During the close to 5 years of construction from 1945 through to 1951, it was suggested by our tour guide that Mies and Farnsworth developed a friendship that may have amounted to a romance but that when Mies was more interested in architecture than in Dr. Farnsworth, they started to fight, culminating in unpleasantness and a lawsuit filed by Dr. Farnsworth for a run-up of increased costs (in response to the saying by Mies that “less is more“, Dr. Farnsworth is reported as complaining that “Less is not more. Less is less.” As the story goes — and here is our second law-related aspect — Mies was careful to have had Dr. Farnsworth sign all change orders on the project, resulting in the lawsuit being settled on terms favourable to Mies (lesson: document everything).
Dr. Farnsworth lived in the house for close to 20 years, apparently never entirely happy. In 1972, she sold the house to Baron Peter Palumbo who owned the house for the next 30 years, restoring the house to take into account the original intent of Mies for simplicity (by removing, for example, the screen windows that Dr. Farnsworth had installed to keep the bugs out and by asking a grandson of Mies, Dirk Lohan, to design furniture for the home that Mies never completed due to the breakdown of his relationship with Dr. Farnsworth).
Apparently, despite being a happy owner and careful steward of the property, Palumbo is alleged to have sold Farnsworth House in 2003 in part to settle allegations by some of his children that he was dissipating their inheritance, allegations that apparently have recently re-surfaced in a different context (thus, our next law-related component: minimize intergenerational family disputes through effective estate planning).

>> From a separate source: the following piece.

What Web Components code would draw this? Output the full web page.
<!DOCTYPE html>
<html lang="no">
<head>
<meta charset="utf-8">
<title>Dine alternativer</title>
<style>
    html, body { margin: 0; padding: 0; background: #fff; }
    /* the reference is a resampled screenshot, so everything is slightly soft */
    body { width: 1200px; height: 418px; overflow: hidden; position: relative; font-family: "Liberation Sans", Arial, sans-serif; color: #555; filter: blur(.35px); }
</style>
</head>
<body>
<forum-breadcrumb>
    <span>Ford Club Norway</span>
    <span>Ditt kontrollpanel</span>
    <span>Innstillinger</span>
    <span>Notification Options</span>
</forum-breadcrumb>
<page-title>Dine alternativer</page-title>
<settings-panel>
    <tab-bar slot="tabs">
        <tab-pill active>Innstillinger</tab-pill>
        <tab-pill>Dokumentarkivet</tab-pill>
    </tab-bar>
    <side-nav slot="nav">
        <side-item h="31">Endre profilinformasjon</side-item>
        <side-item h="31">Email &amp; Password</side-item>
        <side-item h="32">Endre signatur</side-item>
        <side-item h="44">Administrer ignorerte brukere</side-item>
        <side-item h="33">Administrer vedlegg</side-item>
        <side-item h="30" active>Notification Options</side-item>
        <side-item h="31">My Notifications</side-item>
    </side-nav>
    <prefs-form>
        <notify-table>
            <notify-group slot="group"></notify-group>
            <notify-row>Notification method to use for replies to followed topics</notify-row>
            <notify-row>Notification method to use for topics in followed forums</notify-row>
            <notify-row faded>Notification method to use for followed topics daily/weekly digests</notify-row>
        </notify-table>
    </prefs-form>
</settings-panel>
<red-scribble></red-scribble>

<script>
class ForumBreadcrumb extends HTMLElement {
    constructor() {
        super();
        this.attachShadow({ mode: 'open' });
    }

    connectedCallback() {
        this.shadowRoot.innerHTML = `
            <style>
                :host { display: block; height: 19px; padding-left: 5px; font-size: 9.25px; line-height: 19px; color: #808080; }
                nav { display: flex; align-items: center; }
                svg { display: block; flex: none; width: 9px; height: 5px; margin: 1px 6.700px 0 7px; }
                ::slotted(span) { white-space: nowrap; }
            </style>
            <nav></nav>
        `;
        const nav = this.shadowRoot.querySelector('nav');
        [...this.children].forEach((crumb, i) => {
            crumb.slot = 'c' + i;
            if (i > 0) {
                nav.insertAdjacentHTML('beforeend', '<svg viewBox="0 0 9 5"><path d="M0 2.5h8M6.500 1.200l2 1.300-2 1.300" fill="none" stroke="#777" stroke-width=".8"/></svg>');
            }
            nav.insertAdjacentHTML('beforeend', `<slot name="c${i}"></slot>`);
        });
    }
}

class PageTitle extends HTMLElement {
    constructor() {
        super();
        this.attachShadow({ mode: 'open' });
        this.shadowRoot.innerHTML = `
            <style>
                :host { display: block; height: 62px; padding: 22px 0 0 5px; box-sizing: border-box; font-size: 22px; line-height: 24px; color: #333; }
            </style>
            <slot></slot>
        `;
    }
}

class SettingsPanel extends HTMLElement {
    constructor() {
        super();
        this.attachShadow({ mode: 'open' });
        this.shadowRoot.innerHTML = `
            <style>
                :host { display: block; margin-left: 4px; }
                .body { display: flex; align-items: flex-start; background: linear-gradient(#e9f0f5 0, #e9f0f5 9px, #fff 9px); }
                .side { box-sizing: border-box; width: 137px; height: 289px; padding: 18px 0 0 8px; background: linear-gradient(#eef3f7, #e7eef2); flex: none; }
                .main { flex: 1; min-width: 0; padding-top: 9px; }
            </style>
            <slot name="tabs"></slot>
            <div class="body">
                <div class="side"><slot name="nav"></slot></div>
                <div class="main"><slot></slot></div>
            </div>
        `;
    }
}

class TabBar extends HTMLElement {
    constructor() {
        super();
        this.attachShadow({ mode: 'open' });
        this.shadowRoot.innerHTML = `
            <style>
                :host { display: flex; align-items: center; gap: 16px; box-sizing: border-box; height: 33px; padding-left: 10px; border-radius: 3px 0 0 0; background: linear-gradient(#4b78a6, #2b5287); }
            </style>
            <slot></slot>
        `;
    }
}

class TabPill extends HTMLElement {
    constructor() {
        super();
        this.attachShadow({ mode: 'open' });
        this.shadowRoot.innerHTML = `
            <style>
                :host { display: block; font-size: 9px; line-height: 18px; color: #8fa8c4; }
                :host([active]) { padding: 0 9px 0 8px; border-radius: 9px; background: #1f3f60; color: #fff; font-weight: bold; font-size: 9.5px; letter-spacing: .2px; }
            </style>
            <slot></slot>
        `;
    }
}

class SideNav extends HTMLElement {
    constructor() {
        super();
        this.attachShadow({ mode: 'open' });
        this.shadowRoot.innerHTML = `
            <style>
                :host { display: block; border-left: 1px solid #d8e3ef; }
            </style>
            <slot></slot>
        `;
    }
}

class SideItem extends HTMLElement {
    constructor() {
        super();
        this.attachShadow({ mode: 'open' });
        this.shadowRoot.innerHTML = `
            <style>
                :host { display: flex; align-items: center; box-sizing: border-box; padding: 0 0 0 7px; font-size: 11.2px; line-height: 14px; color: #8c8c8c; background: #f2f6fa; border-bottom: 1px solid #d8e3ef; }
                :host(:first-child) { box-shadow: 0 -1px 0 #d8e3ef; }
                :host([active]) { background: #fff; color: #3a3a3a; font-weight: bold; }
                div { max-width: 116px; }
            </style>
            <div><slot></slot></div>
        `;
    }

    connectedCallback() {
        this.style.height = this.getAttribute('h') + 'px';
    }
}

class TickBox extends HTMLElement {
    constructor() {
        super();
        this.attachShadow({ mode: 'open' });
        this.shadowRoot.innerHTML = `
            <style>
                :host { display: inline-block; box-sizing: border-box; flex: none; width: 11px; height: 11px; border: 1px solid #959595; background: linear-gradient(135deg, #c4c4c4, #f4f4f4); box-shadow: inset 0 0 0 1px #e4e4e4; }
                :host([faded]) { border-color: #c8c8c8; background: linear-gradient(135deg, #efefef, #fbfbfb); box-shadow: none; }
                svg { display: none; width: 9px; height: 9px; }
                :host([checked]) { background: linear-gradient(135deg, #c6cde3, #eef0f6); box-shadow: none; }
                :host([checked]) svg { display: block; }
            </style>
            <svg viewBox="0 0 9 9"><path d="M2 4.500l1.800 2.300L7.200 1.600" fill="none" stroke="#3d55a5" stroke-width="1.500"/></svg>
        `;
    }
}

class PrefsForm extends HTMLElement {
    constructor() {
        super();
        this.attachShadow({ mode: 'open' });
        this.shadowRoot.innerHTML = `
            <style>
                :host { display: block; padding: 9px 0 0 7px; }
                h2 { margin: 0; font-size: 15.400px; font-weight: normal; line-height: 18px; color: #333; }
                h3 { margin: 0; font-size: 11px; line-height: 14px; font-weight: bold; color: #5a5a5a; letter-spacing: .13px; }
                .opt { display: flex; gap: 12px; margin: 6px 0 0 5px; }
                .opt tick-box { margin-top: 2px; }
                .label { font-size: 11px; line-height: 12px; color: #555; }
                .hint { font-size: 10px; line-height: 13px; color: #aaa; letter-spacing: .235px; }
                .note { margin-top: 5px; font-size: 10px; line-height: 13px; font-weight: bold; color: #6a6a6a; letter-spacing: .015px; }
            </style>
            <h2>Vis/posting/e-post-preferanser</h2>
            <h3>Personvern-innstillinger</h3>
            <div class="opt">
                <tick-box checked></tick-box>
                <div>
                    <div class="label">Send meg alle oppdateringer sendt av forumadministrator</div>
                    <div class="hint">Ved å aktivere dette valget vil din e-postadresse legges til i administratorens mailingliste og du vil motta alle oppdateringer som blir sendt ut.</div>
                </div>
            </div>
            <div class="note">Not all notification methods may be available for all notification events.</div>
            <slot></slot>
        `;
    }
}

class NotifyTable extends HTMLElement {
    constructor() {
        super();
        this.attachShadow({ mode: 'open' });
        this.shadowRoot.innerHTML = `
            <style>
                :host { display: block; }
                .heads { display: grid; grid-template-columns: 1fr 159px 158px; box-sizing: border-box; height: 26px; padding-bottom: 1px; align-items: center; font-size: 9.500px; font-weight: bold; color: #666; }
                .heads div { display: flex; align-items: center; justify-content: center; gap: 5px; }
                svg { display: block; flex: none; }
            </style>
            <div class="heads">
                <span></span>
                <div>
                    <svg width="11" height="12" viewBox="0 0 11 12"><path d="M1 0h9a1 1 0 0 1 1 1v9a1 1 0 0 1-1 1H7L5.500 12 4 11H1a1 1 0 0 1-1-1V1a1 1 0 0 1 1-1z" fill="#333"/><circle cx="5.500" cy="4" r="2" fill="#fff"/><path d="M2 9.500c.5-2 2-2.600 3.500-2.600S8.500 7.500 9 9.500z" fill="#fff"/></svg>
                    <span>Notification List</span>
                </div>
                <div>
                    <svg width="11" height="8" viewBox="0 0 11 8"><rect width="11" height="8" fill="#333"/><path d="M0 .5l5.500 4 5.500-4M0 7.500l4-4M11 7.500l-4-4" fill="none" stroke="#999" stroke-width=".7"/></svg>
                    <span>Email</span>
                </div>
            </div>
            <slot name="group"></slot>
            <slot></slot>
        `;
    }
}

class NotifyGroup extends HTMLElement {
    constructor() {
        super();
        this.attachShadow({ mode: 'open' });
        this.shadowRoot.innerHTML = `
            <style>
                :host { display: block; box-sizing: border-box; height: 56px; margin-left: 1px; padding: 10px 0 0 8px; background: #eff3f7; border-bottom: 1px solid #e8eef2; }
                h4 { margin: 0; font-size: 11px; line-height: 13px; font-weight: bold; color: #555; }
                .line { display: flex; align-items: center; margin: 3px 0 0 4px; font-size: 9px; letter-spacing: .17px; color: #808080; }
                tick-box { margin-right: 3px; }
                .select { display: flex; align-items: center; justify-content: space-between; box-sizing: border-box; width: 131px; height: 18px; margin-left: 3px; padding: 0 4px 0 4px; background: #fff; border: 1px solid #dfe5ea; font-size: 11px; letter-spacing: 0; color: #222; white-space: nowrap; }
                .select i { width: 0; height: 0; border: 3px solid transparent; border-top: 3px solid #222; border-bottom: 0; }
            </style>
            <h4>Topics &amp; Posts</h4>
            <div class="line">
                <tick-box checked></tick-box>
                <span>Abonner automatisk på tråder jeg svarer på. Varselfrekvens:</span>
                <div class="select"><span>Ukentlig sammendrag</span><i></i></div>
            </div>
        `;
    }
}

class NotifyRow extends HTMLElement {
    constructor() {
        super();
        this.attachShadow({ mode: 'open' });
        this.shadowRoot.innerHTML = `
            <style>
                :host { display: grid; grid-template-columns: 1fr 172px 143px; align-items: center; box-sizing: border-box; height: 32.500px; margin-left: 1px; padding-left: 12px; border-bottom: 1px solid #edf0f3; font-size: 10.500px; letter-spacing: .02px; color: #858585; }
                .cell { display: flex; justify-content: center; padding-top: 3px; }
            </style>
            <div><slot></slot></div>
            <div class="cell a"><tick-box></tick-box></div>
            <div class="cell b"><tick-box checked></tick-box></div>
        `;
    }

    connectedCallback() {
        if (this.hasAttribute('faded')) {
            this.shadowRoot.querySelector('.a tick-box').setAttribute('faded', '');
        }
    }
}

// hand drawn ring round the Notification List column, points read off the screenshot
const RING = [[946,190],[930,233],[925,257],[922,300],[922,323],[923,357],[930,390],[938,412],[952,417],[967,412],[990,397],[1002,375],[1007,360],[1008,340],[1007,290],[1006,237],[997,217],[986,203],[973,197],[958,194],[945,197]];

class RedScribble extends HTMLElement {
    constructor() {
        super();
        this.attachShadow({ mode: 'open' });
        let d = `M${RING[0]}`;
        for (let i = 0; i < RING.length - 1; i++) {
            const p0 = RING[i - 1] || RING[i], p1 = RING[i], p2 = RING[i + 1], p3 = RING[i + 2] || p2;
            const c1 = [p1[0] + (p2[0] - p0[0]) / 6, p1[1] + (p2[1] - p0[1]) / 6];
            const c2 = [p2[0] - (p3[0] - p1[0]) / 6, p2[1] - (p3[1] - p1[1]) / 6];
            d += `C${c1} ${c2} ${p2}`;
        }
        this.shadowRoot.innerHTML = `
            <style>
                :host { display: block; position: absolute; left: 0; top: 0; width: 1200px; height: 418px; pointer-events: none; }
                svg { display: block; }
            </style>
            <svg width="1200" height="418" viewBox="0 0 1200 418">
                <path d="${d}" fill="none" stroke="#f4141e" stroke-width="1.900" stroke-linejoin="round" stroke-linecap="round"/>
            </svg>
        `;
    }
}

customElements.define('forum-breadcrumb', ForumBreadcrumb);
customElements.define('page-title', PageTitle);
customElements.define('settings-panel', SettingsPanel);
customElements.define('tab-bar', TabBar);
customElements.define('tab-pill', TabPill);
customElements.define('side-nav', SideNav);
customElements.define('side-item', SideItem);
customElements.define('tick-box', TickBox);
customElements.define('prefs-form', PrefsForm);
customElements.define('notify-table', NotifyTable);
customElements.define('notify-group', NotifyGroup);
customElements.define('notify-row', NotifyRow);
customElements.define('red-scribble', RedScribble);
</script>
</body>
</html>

Tragically, the house has been damaged a number of times by severe floods from the nearby Fox River (since, although Mies designed the house with sufficient clearance for floods, urban and industrial development upriver in ensuing years caused the river to flood more extensively than Mies had anticipated – click here for some horrifying pictures of some recent flooding).
The Farnsworth House is currently owned and maintained by the National Trust for Historic Preservation.
As part of the tour, my Luddite tendencies were lessened somewhat by learning that Mies also designed Barcelona chairs, thereby establishing another minor law-related connection with Mies and the Farnsworth House: my firm has Barcelona chairs in the reception of our Toronto office:
Finally — and without taking law-related connections to the breaking point — my family had a discussion on the bus ride home to Chicago on building our own version of the Farnsworth House, thereby raising the question of copyright in architectural plans: to what extent can a person use someone else’s architectural plans (i.e., the plans Mies used for the Farnsworth House) to create their own three-dimensional structure? Alas, the Canadian Copyright Act expressly provides for protection of architectural plans and works and an entry in the Canadian Encyclopedic Digest cites Hay v Saunders (1958), 30 CPR 81 (Ont HC) as authority for the notion that “An architect may have a copyright in the building plans as a literary work and in the design of the building as an artistic work when it is erected.” And although I don’t think it would be too practical to live in a glass house in a crowded residential Toronto neighbourhood, it appears there may be good legal reason to not attempt to recreate the Farnsworth House based on the plans created by Mies.
For more on architecture and the law:
- The seminal Canadian text remains the following slightly dated treatise: Beverley M. McLachlin, Wilfred J. Wallace Q.C. & Arthur M. Grant, The Canadian Law of Architecture and Engineering, 2d ed (Toronto: Butterworths, 1994).
- There are 88 hits on the truncated term << architect* >> in the Index to Canadian Legal Literature, many with a "construction law" component on the liability of architects
- Farnsworth House is mentioned in three American law journal articles:
- Janet Elizabeth Haws, "Architecture as Art? Not in my Neocolonial Neighborhood: A Case for Providing First Amendment Protection to Expressive Residential Architecture" (2005) BYU L Rev 1625
- Adam T Mow, "Building with Style: Testing the Boundaries of the Architectural Works Copyright Protection Act" (2004) Utah L Rev 853.
- Elizabeth A Brainard, "Innovation and Imitation: Artistic Advance and the Legal Protection of Architectural Works" (1984) 70 Cornell L Rev 81.
While in Chicago, stay at the St. James Hotel, try an Italian meat sandwich at Mr. Beef, and enjoy a cold beer and Japanese “izakaya” snacks at Oysy River North. The Art Institute of Chicago was also a lot of fun.